Isobel lifted the bat above her shoulder and kept her eye on the ball, just as her brothers had taught her. She swung, the bat slamming into his temple, the thud shuddering up her arms and into her neck, causing her to bite her tongue.
With the fire alarm sobbing in her ears and blood from her tongue on her lips, Isobel spoke quietly to the man unconscious in her bedroom. She ignored the smoke swirling around her feet and his body.
'You leave my family alone,' she told him. 'You leave us alone.'
He didn't move, but she kept the bat close, and bent down to him. The fire alarms bawled for attention: it seemed as though there had never been silence. She was aware of a heat somewhere behind the doors, but she had to know. Carefully at first, and then scratching, clawing, she ripped at the balaclava covering the face in front of her.
The skin at his temple was already beginning to bulge. Somehow, she knew that his brains were leaking out of a fracture in his skull. The long dark hair curled into the hollows of his neck, like snakes nesting comfortably with the spider tattoos.
He had carried the other children through the carnage, crying, just like this, crooked in his right arm. Joss couldn't hear his daughter's sobs over the sirens, but he felt them, wet, against his shoulder. The alarms deafened him, just as the mortars had, but he was well practised at relying on his other senses. He stayed close to the wall, moving slowly, ignoring the bodies at his feet – back from Charlie's room to the bedroom, to Isobel.
The balaclava walked out of the smoke.
And they faced each other.
He manoeuvred Charlie a little higher. Her legs clung to him, terrified. Inconsolable at being woken from her sleep by this noise, she buried her face deeper into his neck. She didn't see the shock in the masked man's eyes when he saw that his opponent carried a little girl.
Joss smiled at him. The sight seemed to confound the man further. The enemy shifted his machete in his hand.
Joss knew somehow, with certainty, that this was not Cutter. This fact heightened his impatience. He willed the man to act.
The enemy signalled to Joss to raise his hands. Joss walked forward, quickly, still grinning, watching the other's eyes widen with anger, disbelief, watching him raise the machete, wave it, a warning.

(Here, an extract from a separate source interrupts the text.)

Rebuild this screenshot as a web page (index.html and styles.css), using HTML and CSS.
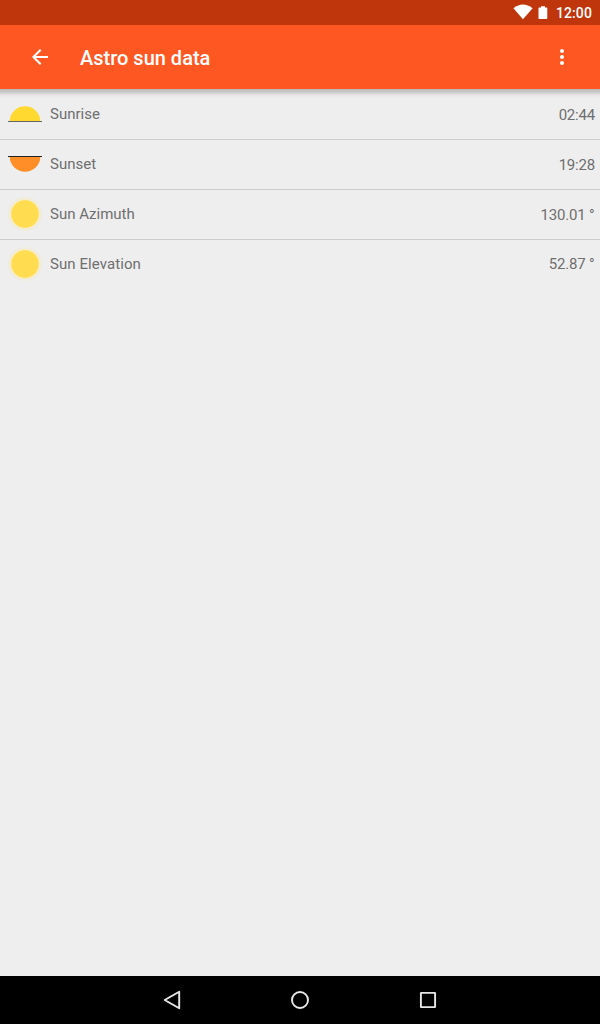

Joss kept his left hand pressed tight against his leg until they stood eye to eye. He watched the other's internal dialogue – this guy's crazy! Should I do something? He's holding a kid! The fucking house is on fire!

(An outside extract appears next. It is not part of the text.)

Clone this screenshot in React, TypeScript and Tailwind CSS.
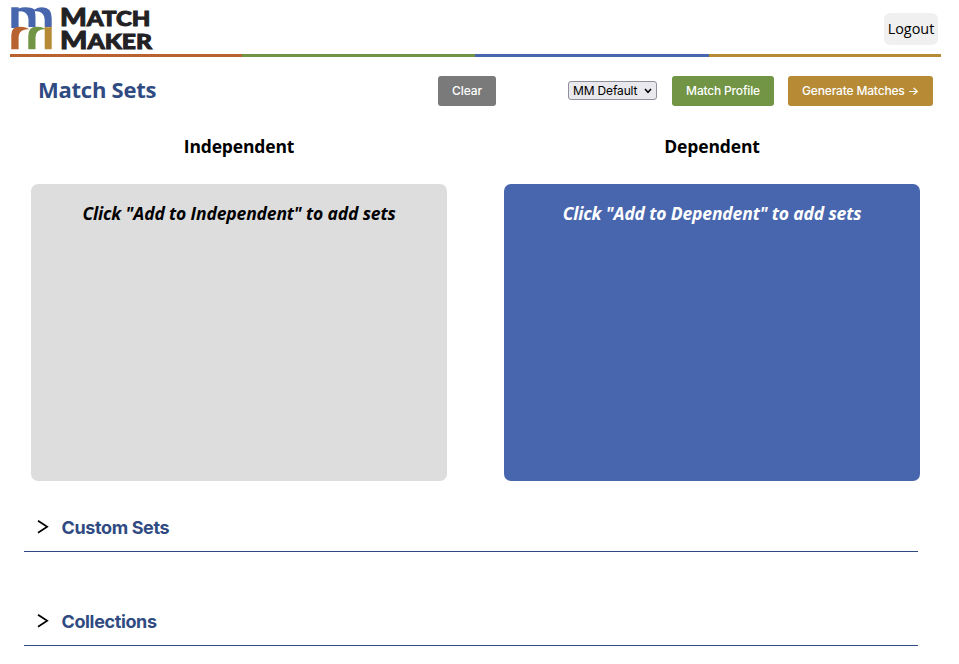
import React from "react";

function Logo() {
  return (
    <svg width="146" height="48" viewBox="8 4 146 48" className="block overflow-visible" role="img" aria-label="Match Maker">
      <path d="M11.3 7.3H18.6V8.6Q21.5 7.3 25.5 7.3Q31.5 7.3 34.6 9.6Q37.5 7.3 42 7.3Q51.7 7.3 51.7 18V27H44.7V20Q44.7 14 39.5 11.8Q37.5 10.9 34.8 11.3Q35.5 13.5 35.5 18V27H28.5V20Q28.5 14 23.5 11.8Q21.3 10.9 18.6 11.5V28H11.3Z" fill="#4866ad" />
      <path d="M11.3 49.3V35Q11.3 26.7 19.5 26.7Q26 26.4 29.2 29.3Q24.5 28.8 21.5 31Q18.6 33.2 18.6 38V49.3Z" fill="#b8622f" />
      <path d="M28.3 49.3V36Q28.3 26.7 36.5 26.7Q42.7 26.4 45.8 29.3Q41 28.8 38.3 31Q35.5 33.2 35.5 38V49.3Z" fill="#719545" />
      <path d="M44.7 26.3Q48 28.5 51.7 26.3V49.3H44.7V29Z" fill="#b78b36" />
      <g fill="#222124" stroke="#222124" strokeWidth="0.9" fontFamily="Lato, sans-serif" fontWeight="900">
        <text x="60" y="25.5" textLength="90.5" lengthAdjust="spacingAndGlyphs" fontSize="24">M<tspan fontSize="20.5">ATCH</tspan></text>
        <text x="60" y="49.3" textLength="92" lengthAdjust="spacingAndGlyphs" fontSize="24">M<tspan fontSize="20.5">AKER</tspan></text>
      </g>
    </svg>
  );
}

function SetRow({ title }: { title: string }) {
  return (
    <div className="flex h-[47px] items-center border-b border-[#304b82] pl-[13px] text-[#304b82]">
      <svg width="12" height="14" viewBox="0 0 12 14" fill="none" stroke="black" strokeWidth="1.7" className="mb-[2px]">
        <path d="M1 0.7L10.2 6.7L1 12.7" />
      </svg>
      <h2 className="ml-[12.5px] font-['Inter',sans-serif] text-[18px] leading-6 font-bold tracking-[-0.37px]">{title}</h2>
    </div>
  );
}

export default function App() {
  return (
    <main className="h-[664px] w-[959px] overflow-hidden bg-white font-['Open_Sans',sans-serif] text-black">
      <header className="ml-[10px] w-[931px]">
        <div className="flex h-[54px] items-start justify-between pt-1 pr-[3px]">
          <div className="-ml-0.5"><Logo /></div>
          <button className="mt-[9px] h-8 w-[54px] rounded-md bg-[#f0f0f0] text-[14.4px] leading-8">Logout</button>
        </div>
        <div className="grid h-[3px] grid-cols-[232px_233px_234px_232px]">
          <span className="bg-[#b8622f]" />
          <span className="bg-[#719545]" />
          <span className="bg-[#4866ad]" />
          <span className="bg-[#b78b36]" />
        </div>
      </header>

      <section className="mt-[19px] ml-[38px] flex h-[30px] w-[895px] items-center">
        <h1 className="mb-[5px] w-[400px] text-[22px] leading-[30px] font-bold tracking-[-0.25px] text-[#304b82]">Match Sets</h1>
        <button className="h-[30px] w-[58px] rounded-[3px] bg-[#7a7a7a] font-['Inter',sans-serif] text-[12px] font-medium tracking-[-0.1px] text-white">Clear</button>
        <button className="mb-px ml-[72px] flex h-[19px] w-[89px] items-center justify-between rounded-[3px] border border-[#8f8f9d] bg-[#e9e9ed] px-[4px] font-['Inter',sans-serif] text-[12px] leading-[17px] tracking-[-0.15px]">
          MM Default
          <svg width="8" height="6" viewBox="0 0 8 6" fill="none" stroke="black" strokeWidth="1.5"><path d="M1 1L4 4.3L7 1" /></svg>
        </button>
        <button className="ml-[15px] h-[30px] w-[102px] rounded-[3px] bg-[#719545] font-['Inter',sans-serif] text-[12px] font-medium tracking-[-0.18px] text-white">Match Profile</button>
        <button className="ml-[14px] h-[30px] w-[145px] rounded-[3px] bg-[#b78b36] font-['Inter',sans-serif] text-[12px] font-medium tracking-[-0.17px] whitespace-nowrap text-white">Generate Matches →</button>
      </section>

      <section className="mt-[27px] ml-[31px] grid w-[889px] grid-cols-[416px_416px] gap-x-[57px] text-center">
        <h2 className="mb-[25px] text-[17.5px] leading-[26px] font-bold tracking-[-0.15px]">Independent</h2>
        <h2 className="mb-[25px] text-[17.5px] leading-[26px] font-bold tracking-[-0.15px]">Dependent</h2>
        <div className="h-[297px] rounded-[7px] bg-[#ddd] pt-[16px] text-[17.5px] leading-[26px] font-bold tracking-[-0.15px] italic">Click "Add to Independent" to add sets</div>
        <div className="h-[297px] rounded-[7px] bg-[#4866ad] pt-[16px] text-[17.5px] leading-[26px] font-bold tracking-[-0.15px] text-white italic">Click "Add to Dependent" to add sets</div>
      </section>

      <section className="mt-[24px] ml-[24px] flex w-[894px] flex-col gap-[47px]">
        <SetRow title="Custom Sets" />
        <SetRow title="Collections" />
      </section>
    </main>
  );
}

Joss studied the eyes even more closely when he plunged his knife into the masked man's diaphragm. As awareness dilated the enemy's pupils, Joss angled his body sideways a little, turning Charlie's body towards the wall. The blade of his knife buried in the other man's gut, Joss felt his opponent's heart beat in his hand. He stared intimately into the other man's eyes and pulled the knife upwards.

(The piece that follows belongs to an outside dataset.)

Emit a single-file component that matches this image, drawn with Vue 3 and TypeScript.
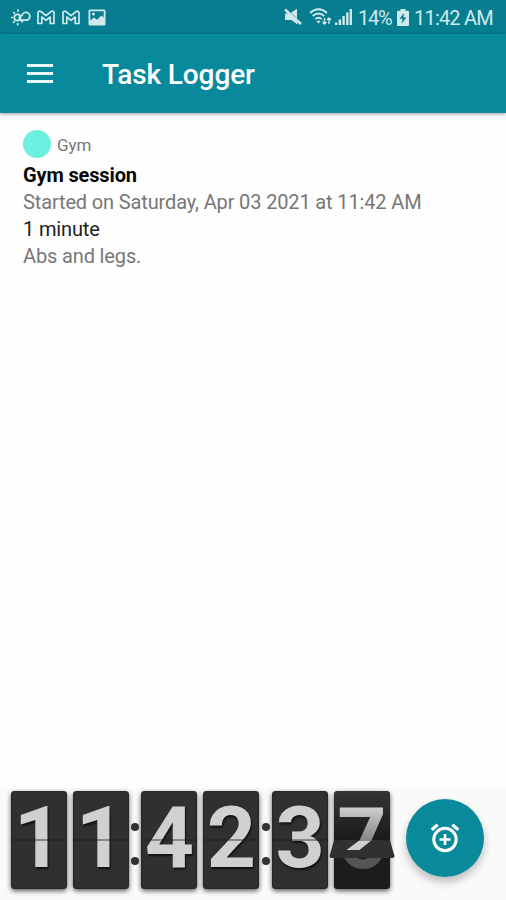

When he felt the flames climbing the stairs, Joss reclaimed his knife and wiped it on his leg. Charlie's body now shook with coughing. Joss's eyes streamed in the smoke.
He walked into his bedroom, heard the mortars falling, and listened to the howls of the orgiastic Tutsis drunk on the blood of the Hutus in the camp. He stepped over another body, and looked around for his wife. His saw the open window and crossed the room quickly. In the light from the half-moon, he saw that Isobel waited.
Joss handed their daughter through the window, and climbed out to join her on the roof.
32
JILL SHUT THE bedroom door, but she imagined she could still hear the woman rocking out there, back and forth, by the bay window. It reminded her of a circus tiger pacing its cage – the obsessive movements of a beast driven mad by captivity. She'd spoken to many sufferers of schizophrenia, and some told her that the medications made them feel just like that, imprisoned in a chemical cage in their mind. She focused on the room in front of her to distract herself from Joss's mother. Perhaps Mrs Preston-Jones was fortunate to be oblivious to the trouble her son faced.